Limericks indeed. No one appreciates my poetry. No one. But someday, when I’m a famous author, people are going to bid big money on eBay for these early verses. And I’ll go on The Today Show and talk about how my creativity was stifled at an early age. “I’m so lucky to have made it through at all, Matt,” I’ll say. “Well, the world is glad you did, Darla,” he’ll reply, using my soon-to-be world-famous pen name. And then he’ll bring out my old gray parents who will lament how wrong they were to hinder my creative genius, while the audience boos them off stage.
I hang a left at the top of the stairs and head down the hall to my bedroom. My sanctuary. The one place in this house where no one’s allowed to bug me. Sure, it’s still got the expensive, formal furniture, inherited from Grandma like everything else in this monstrosity of a mansion we call home, but I’ve softened the look with magazine cutouts of my favorite old movie stars on the walls. As I lie in bed at night, Audrey Hepburn and James Dean and Marilyn Monroe smile down at me, as if to tell me that everyth
ing will be okay.
I light an aromatherapy candle and plop, stomach down, onto my bed, taking a deep breath in an attempt to unwind. I’m only fifteen, but some days I’m convinced I’m on the verge of a mid-life crisis. I’m overscheduled, stressed to the max, and the caffeine’s no longer working.

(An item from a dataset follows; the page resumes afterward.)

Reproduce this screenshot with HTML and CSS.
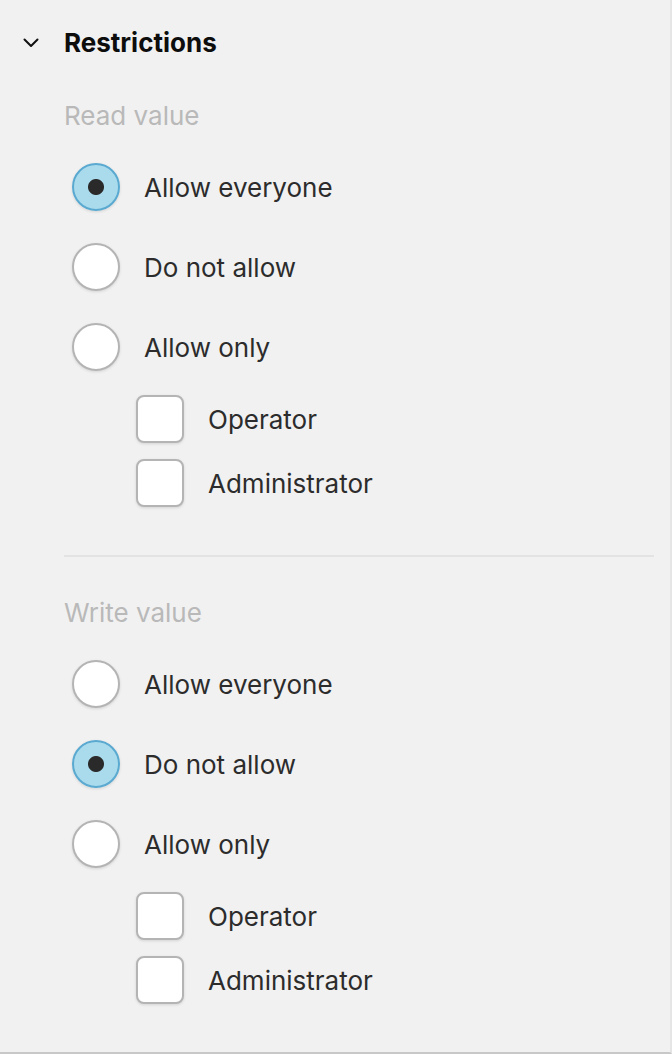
FILE: index.html
```html
<!DOCTYPE html>
<html lang="en">
<head>
    <meta charset="UTF-8">
    <meta name="viewport" content="width=device-width, initial-scale=1.0">
    <title>Restrictions</title>
    <link rel="stylesheet" href="styles.css">
</head>
<body>
    <div class="panel">
        <div class="section-header">
            <svg class="chevron" width="16" height="10" viewBox="0 0 16 10">
                <polyline points="1.5,1.5 8,8 14.5,1.5" fill="none" stroke="#111" stroke-width="2" stroke-linecap="round" stroke-linejoin="round"/>
            </svg>
            <h2>Restrictions</h2>
        </div>

        <div class="group">
            <div class="group-title">Read value</div>
            <div class="radio-list">
                <label class="option"><input type="radio" name="read" checked> Allow everyone</label>
                <label class="option"><input type="radio" name="read"> Do not allow</label>
                <label class="option"><input type="radio" name="read"> Allow only</label>
            </div>
            <div class="check-list">
                <label class="option"><input type="checkbox" name="read-operator"> Operator</label>
                <label class="option"><input type="checkbox" name="read-admin"> Administrator</label>
            </div>
        </div>

        <div class="divider"></div>

        <div class="group">
            <div class="group-title">Write value</div>
            <div class="radio-list">
                <label class="option"><input type="radio" name="write"> Allow everyone</label>
                <label class="option"><input type="radio" name="write" checked> Do not allow</label>
                <label class="option"><input type="radio" name="write"> Allow only</label>
            </div>
            <div class="check-list">
                <label class="option"><input type="checkbox" name="write-operator"> Operator</label>
                <label class="option"><input type="checkbox" name="write-admin"> Administrator</label>
            </div>
        </div>
    </div>
</body>
</html>
```

FILE: styles.css
```css
body {
    margin: 0;
    font-family: Inter, "Noto Sans", Arial, sans-serif;
    background: #f1f1f1;
}
.panel {
    box-sizing: border-box;
    width: 672px;
    height: 1054px;
    padding: 27px 16px 0 64px;
    background: #f1f1f1;
    border-right: 2px solid #e5e5e5;
    border-bottom: 2px solid #c8c8c8;
}
.section-header {
    display: flex;
    align-items: center;
    height: 32px;
    margin-left: -41px;
}
.chevron {
    margin-right: 25px;
}
.section-header h2 {
    margin: 0;
    font-size: 26px;
    line-height: 32px;
    font-weight: 700;
    color: #0d0d0d;
}
.group-title {
    margin-top: 41px;
    font-size: 26px;
    line-height: 32px;
    color: #b9b9b9;
}
.divider + .group .group-title {
    margin-top: 40px;
}
.radio-list {
    display: flex;
    flex-direction: column;
    gap: 32px;
    margin-top: 31px;
    margin-left: 8px;
}
.check-list {
    display: flex;
    flex-direction: column;
    gap: 16px;
    margin-top: 24px;
    margin-left: 72px;
}
.option {
    display: flex;
    align-items: center;
    gap: 24px;
    height: 48px;
    font-size: 26px;
    color: #2c2c2c;
}
.option input {
    appearance: none;
    -webkit-appearance: none;
    box-sizing: border-box;
    width: 48px;
    height: 48px;
    margin: 0;
    flex-shrink: 0;
    background: #fff;
    border: 2px solid #b4b4b4;
    box-shadow: 0 1px 3px rgba(0, 0, 0, 0.12);
}
.option input[type="radio"] {
    border-radius: 50%;
}
.option input[type="checkbox"] {
    border-radius: 8px;
}
.option input[type="radio"]:checked {
    background: radial-gradient(circle, #2a2a2a 0 7.5px, #a9dbec 8.5px);
    border-color: #5aa9d0;
}
.divider {
    height: 2px;
    margin-top: 48px;
    background: #e3e3e3;
}
```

You know how normal kids go through their teen years? Wake up at seven, go to school, take some easy classes like basket-weaving or drama and then go hang with their friends and listen to music? Well, imagine my day. You’re up at five to go to crew practice, rowing down a river in the freezing Massachusetts air. Change quickly to make it to school in time for the first bell. Then have a school day cram-packed with AP and honors classes. Last bell rings and you’re off to gymnastics practice or yearbook or school paper or ballet or whatever and then straight to your language tutor where you’re learning Japanese in case you want to be a foreign business leader someday (which you don’t). You get home at seven o’clock and go up to your room to do all your excruciatingly hard AP and honors homework. Go to bed after homework is finished, then wake up the next morning to do it all again.
Basically, every second of my life is booked solid ‘til I retire. (The Evil Ones have probably already pre-registered me for a nursing home, too.) Doesn’t sound like fun? Too bad, ‘cause I’d love to trade places with anyone who envies me.
I open my Algebra II textbook and my half-finished poem flutters onto my bed. I glance over at my closed bedroom door. Will Dad really come up and check on me? The poetry contest deadline is tomorrow, and I have no idea when I’ll be able to finish writing it if I don’t do it tonight. And I really want to enter, too. The prize is a hundred dollars and publication in the magazine. Of course, I’d have to use a pen name, but that’s okay. I’d know it was mine.
But just as I’m about to put pen to paper and become one with my writing muse, a knock sounds on my door. I groan and stuff the poem back into my Algebra book. So much for sanctuary.